Competitors remain trapped in subsidy-dependent strategies. GM's Ultium platform requires $7,500 federal credits for price competitiveness. Ford's Lightning production remains capacity-constrained at 150,000 annual units. Chinese competitors like BYD face 100% tariffs in key Western markets.
Tesla's integrated approach creates switching costs that traditional automakers cannot match. Tesla owners generate $2,340 annual lifetime value through Supercharging, software updates, and service revenue. Legacy automakers generate $340 annual lifetime value through dealership service alone.
Bottom Line
Institutional underweighting of Tesla reflects outdated analytical frameworks rather than fundamental weakness. FSD licensing generates software-like margins at infrastructure scale.

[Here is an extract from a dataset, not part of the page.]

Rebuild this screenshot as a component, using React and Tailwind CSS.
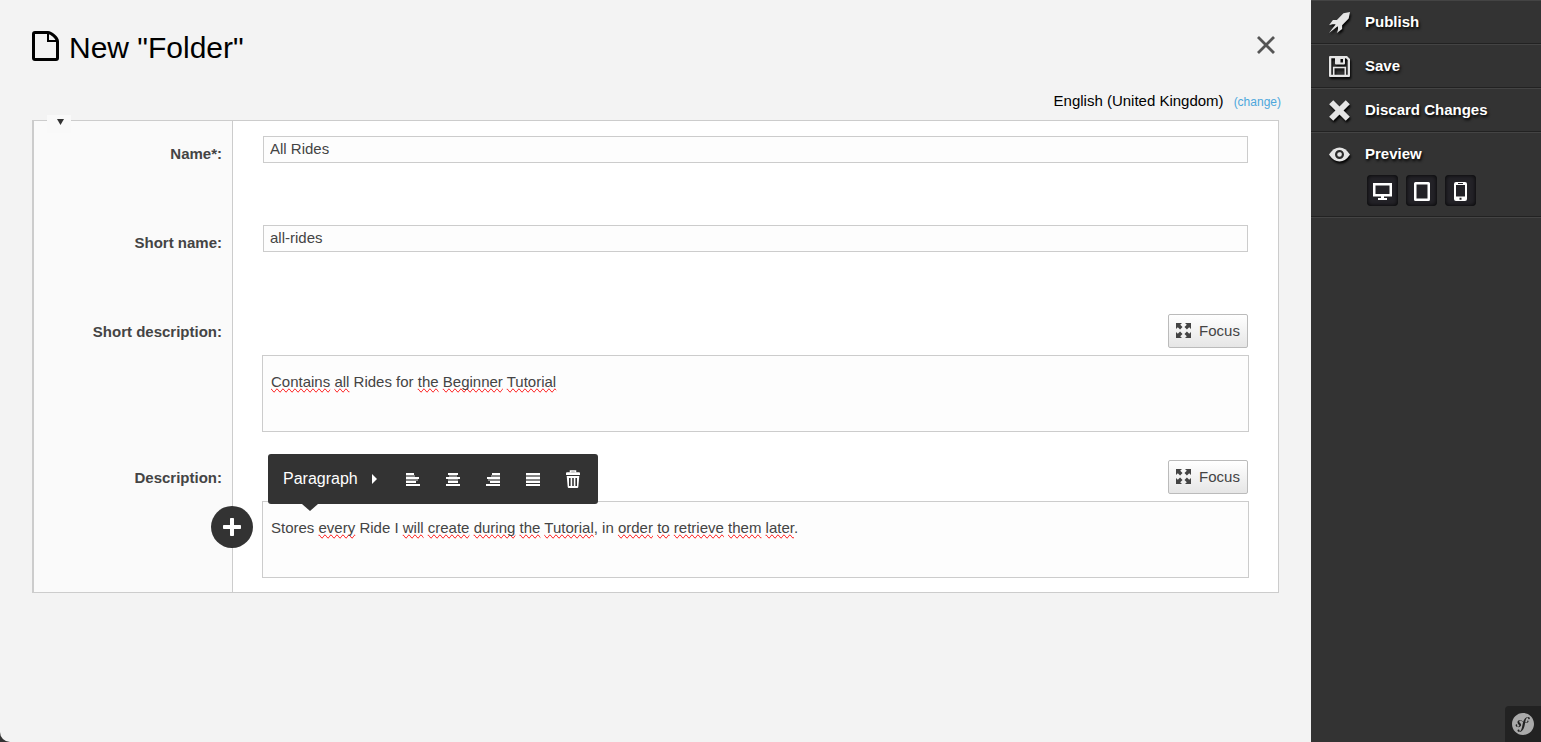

Energy storage provides countercyclical revenue growth. Robotaxi deployment begins commercial operations in six months with overwhelming economic advantages over competitors.
Target price: $650, representing 49% upside based on 28x 2027 estimated earnings of $23.21 per share. Institutions buying Tesla today position for 18-24 months of multiple expansion as business diversification reduces perceived volatility. The execution risk lies in moving too slowly, not too quickly.